The insight has been seeping into my mind like a slowly leaking faucet.  The boy who was a fan turned out to be a fan (in my case a Yankee fan) who became a father. That was my journey anyway.

What does that mean, you ask?

Being fan was one of my first experiences of caring for others.  Like having a pet.  It happens that my pets turned out to be baseball players.  Many other kids like myself, pets or no pets, must have gone through a similar experience.  We learned how to love others by first being fans.

All the later relationships of my life have been reinforcements of that early training.  If this is so, I think that the women of this country can relax.  They don’t have to worry about sports taking over their sons or husbands lives.  As long as the playing and rooting involves some kind of relationship with other players, this is a developmental phenomenon.  Boys are learning how to play house by being fans equally well as girls when the girls are playing with dolls.
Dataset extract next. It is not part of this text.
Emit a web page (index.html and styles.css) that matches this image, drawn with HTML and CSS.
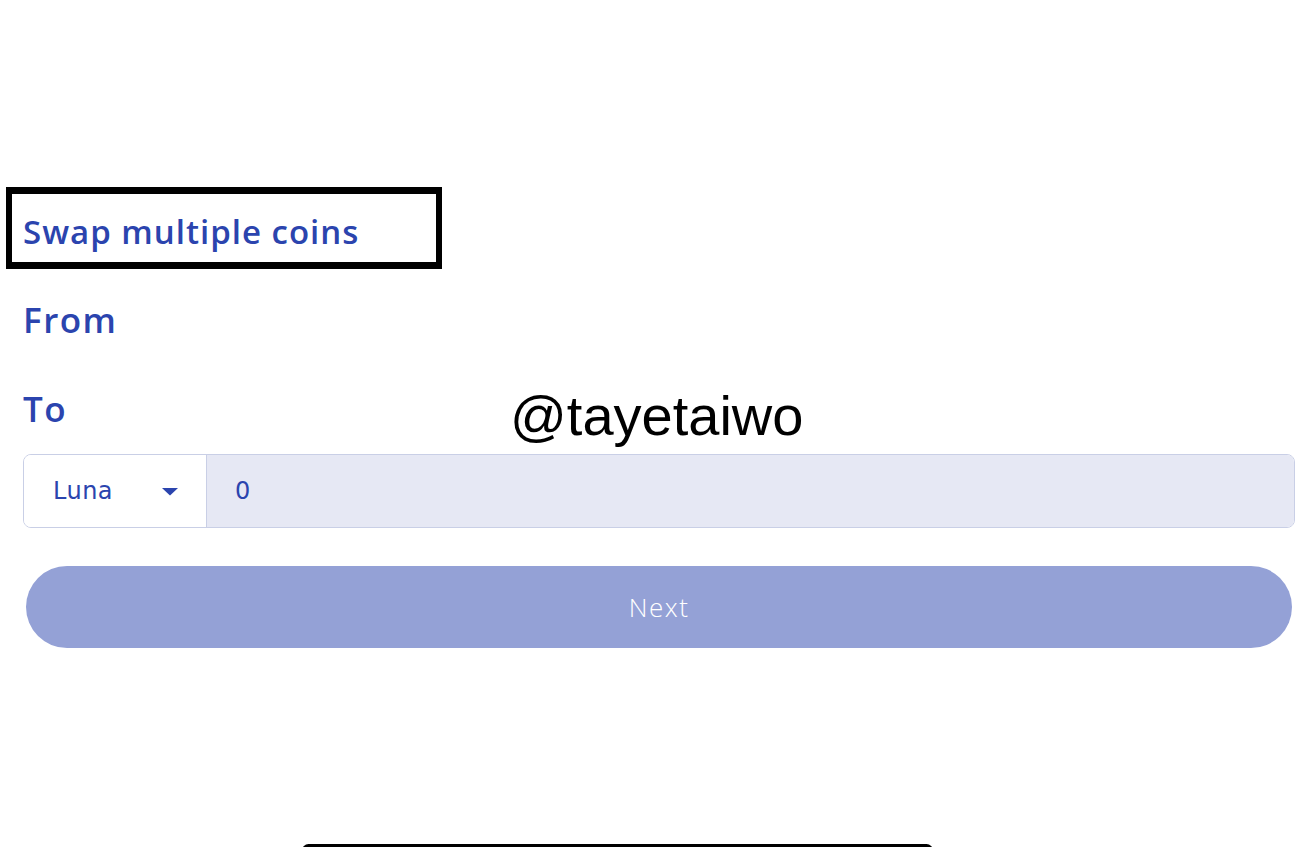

It’s just that we’re doing it by cheering for heroes.  We learn selflessness.  We learn caring.  We learn loyalty and endurance.  Sometimes, unfortunately, we learn to tolerate the pain and frustration of our heroes or our team’s ineptitude.

These are character traits that build formidable men.  In rooting for a baseball team through his childhood and adolescence, a boy is learning how to root for others and be part of a team.  He is also learning how to be ordinary in a passionate way.  He is learning what he has in common with the crowd at the stadium.  He’s getting to know how he fits in with his friends by talking about the players.  He learns the importance of heroes which prepares him for later mentoring relationships.

When a woman meets a man and is wondering if he is relationship material, she shouldn’t despair if she finds out he has a life-long interest in sports.  She should inquire further.  Even if she has no interest in sports, this man’s interest in sports may be just the thing she needs in him to make him a good father, a good provider, a builder of the family team.

Maybe, rather than asking men what their relationship with their mother was like, single women should be asking prospective husbands, (or with apologies to my gay friends, single men should be asking their prospective husbands) what their relationship with their home teams were like when they were boys.  Were they interested in baseball?  Did they play themselves?  How did they feel about including everybody in the game?  If they were baseball fans, did they always root for the same team?  What happened when they got frustrated with the team?  Did they stop rooting altogether?  How did they learn to cope with their frustration?

I like this zany idea as the test for a long-term relationship.  I would love it if women in the so-called market for meeting men would test it and send me their conclusions.  If it works, we may have a whole new way of looking at what developmental purposes are served by being a fan.  It’s like the cherry topping on the ice cream sundae.  We fans could get extra credit for what we love anyway!

I can just picture myself watching the baseball game.

“See honey, I’m watching the game.  But actually I’m making a sacrifice.  I’m sitting here learning how to be a better husband and better father.  See everything I do for you, sweetie?  Isn’t this amazing?”